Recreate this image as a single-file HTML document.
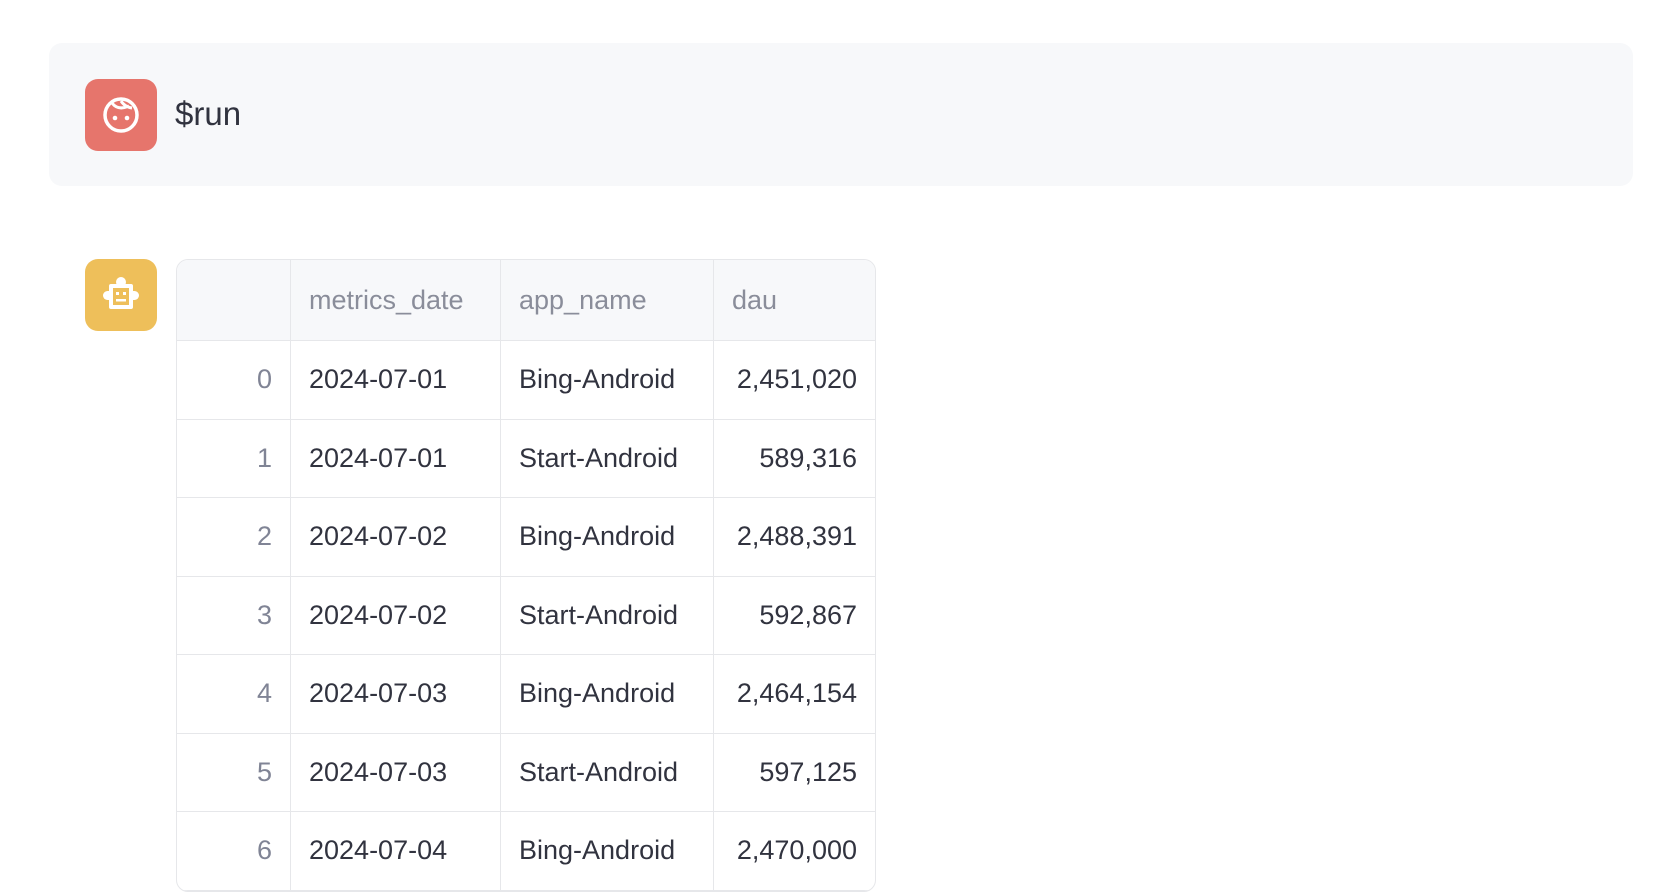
<!DOCTYPE html>
<html><head><meta charset="utf-8"><style>
body{margin:0;width:1671px;height:820px;overflow:hidden;background:#fff;font-family:"Liberation Sans",sans-serif;color:#31333f;position:relative}
.box{position:absolute;left:49px;top:43px;width:1584px;height:143px;background:#f7f8fa;border-radius:13px}
.av{position:absolute;left:85px;width:72px;height:72px;border-radius:13px}
.run{position:absolute;left:175px;top:96px;font-size:33px;line-height:36px}
table{position:absolute;left:176px;top:259px;width:698px;table-layout:fixed;border-collapse:separate;border-spacing:0;border:1.5px solid #e6e7ea;border-radius:12px;overflow:hidden;font-size:27px}
td,th{box-sizing:border-box;border-right:1.5px solid #e6e7ea;border-bottom:1.5px solid #e6e7ea;padding:0 18px;height:78.5px;white-space:nowrap;font-weight:normal}
th{background:#f7f8fa;color:#8a8d9a;text-align:left;height:81px}
tr>*:last-child{border-right:none}
td.i{color:#808495;text-align:right;padding:0 18px 0 0}
td.n{text-align:right}
</style></head><body>
<div class="box"></div>
<div class="av" style="top:79px;background:#e6756c">
<svg width="72" height="72" viewBox="0 0 72 72"><circle cx="36" cy="36" r="16" fill="none" stroke="#fff" stroke-width="3.5"/><path d="M27 24 Q33 32 44 27 M36 22 Q40 28 47 29" fill="none" stroke="#fff" stroke-width="3"/><circle cx="30" cy="39" r="2.3" fill="#fff"/><circle cx="42" cy="39" r="2.3" fill="#fff"/></svg></div>
<div class="run">$run</div>
<div class="av" style="top:259px;background:#eebf5a">
<svg width="72" height="72" viewBox="0 0 72 72"><circle cx="36" cy="23" r="5" fill="#fff"/><rect x="24" y="25" width="24" height="25" rx="2" fill="#fff"/><rect x="18" y="32" width="36" height="9" rx="4.5" fill="#fff"/><rect x="28" y="29" width="16" height="17" fill="#eebf5a"/><rect x="31" y="33" width="3" height="3" fill="#fff"/><rect x="38" y="33" width="3" height="3" fill="#fff"/><rect x="31" y="40" width="10" height="2.5" fill="#fff"/></svg></div>
<table>
<colgroup><col style="width:114px"><col style="width:210px"><col style="width:213px"><col style="width:161px"></colgroup>
<tr><th></th><th>metrics_date</th><th>app_name</th><th>dau</th></tr>
<tr><td class="i">0</td><td>2024-07-01</td><td>Bing-Android</td><td class="n">2,451,020</td></tr>
<tr><td class="i">1</td><td>2024-07-01</td><td>Start-Android</td><td class="n">589,316</td></tr>
<tr><td class="i">2</td><td>2024-07-02</td><td>Bing-Android</td><td class="n">2,488,391</td></tr>
<tr><td class="i">3</td><td>2024-07-02</td><td>Start-Android</td><td class="n">592,867</td></tr>
<tr><td class="i">4</td><td>2024-07-03</td><td>Bing-Android</td><td class="n">2,464,154</td></tr>
<tr><td class="i">5</td><td>2024-07-03</td><td>Start-Android</td><td class="n">597,125</td></tr>
<tr><td class="i">6</td><td>2024-07-04</td><td>Bing-Android</td><td class="n">2,470,000</td></tr>
</table>
</body></html>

▸ **Challenge**
Transcribe the whole listing exactly. Pictures are excluded.

▸ **Answer for the task**
Recreate this image as a single-file HTML document.
<!DOCTYPE html>
<html><head><meta charset="utf-8"><style>
body{margin:0;width:1671px;height:820px;overflow:hidden;background:#fff;font-family:"Liberation Sans",sans-serif;color:#31333f;position:relative}
.box{position:absolute;left:49px;top:43px;width:1584px;height:143px;background:#f7f8fa;border-radius:13px}
.av{position:absolute;left:85px;width:72px;height:72px;border-radius:13px}
.run{position:absolute;left:175px;top:96px;font-size:33px;line-height:36px}
table{position:absolute;left:176px;top:259px;width:698px;table-layout:fixed;border-collapse:separate;border-spacing:0;border:1.5px solid #e6e7ea;border-radius:12px;overflow:hidden;font-size:27px}
td,th{box-sizing:border-box;border-right:1.5px solid #e6e7ea;border-bottom:1.5px solid #e6e7ea;padding:0 18px;height:78.5px;white-space:nowrap;font-weight:normal}
th{background:#f7f8fa;color:#8a8d9a;text-align:left;height:81px}
tr>*:last-child{border-right:none}
td.i{color:#808495;text-align:right;padding:0 18px 0 0}
td.n{text-align:right}
</style></head><body>
<div class="box"></div>
<div class="av" style="top:79px;background:#e6756c">
<svg width="72" height="72" viewBox="0 0 72 72"><circle cx="36" cy="36" r="16" fill="none" stroke="#fff" stroke-width="3.5"/><path d="M27 24 Q33 32 44 27 M36 22 Q40 28 47 29" fill="none" stroke="#fff" stroke-width="3"/><circle cx="30" cy="39" r="2.3" fill="#fff"/><circle cx="42" cy="39" r="2.3" fill="#fff"/></svg></div>
<div class="run">$run</div>
<div class="av" style="top:259px;background:#eebf5a">
<svg width="72" height="72" viewBox="0 0 72 72"><circle cx="36" cy="23" r="5" fill="#fff"/><rect x="24" y="25" width="24" height="25" rx="2" fill="#fff"/><rect x="18" y="32" width="36" height="9" rx="4.5" fill="#fff"/><rect x="28" y="29" width="16" height="17" fill="#eebf5a"/><rect x="31" y="33" width="3" height="3" fill="#fff"/><rect x="38" y="33" width="3" height="3" fill="#fff"/><rect x="31" y="40" width="10" height="2.5" fill="#fff"/></svg></div>
<table>
<colgroup><col style="width:114px"><col style="width:210px"><col style="width:213px"><col style="width:161px"></colgroup>
<tr><th></th><th>metrics_date</th><th>app_name</th><th>dau</th></tr>
<tr><td class="i">0</td><td>2024-07-01</td><td>Bing-Android</td><td class="n">2,451,020</td></tr>
<tr><td class="i">1</td><td>2024-07-01</td><td>Start-Android</td><td class="n">589,316</td></tr>
<tr><td class="i">2</td><td>2024-07-02</td><td>Bing-Android</td><td class="n">2,488,391</td></tr>
<tr><td class="i">3</td><td>2024-07-02</td><td>Start-Android</td><td class="n">592,867</td></tr>
<tr><td class="i">4</td><td>2024-07-03</td><td>Bing-Android</td><td class="n">2,464,154</td></tr>
<tr><td class="i">5</td><td>2024-07-03</td><td>Start-Android</td><td class="n">597,125</td></tr>
<tr><td class="i">6</td><td>2024-07-04</td><td>Bing-Android</td><td class="n">2,470,000</td></tr>
</table>
</body></html>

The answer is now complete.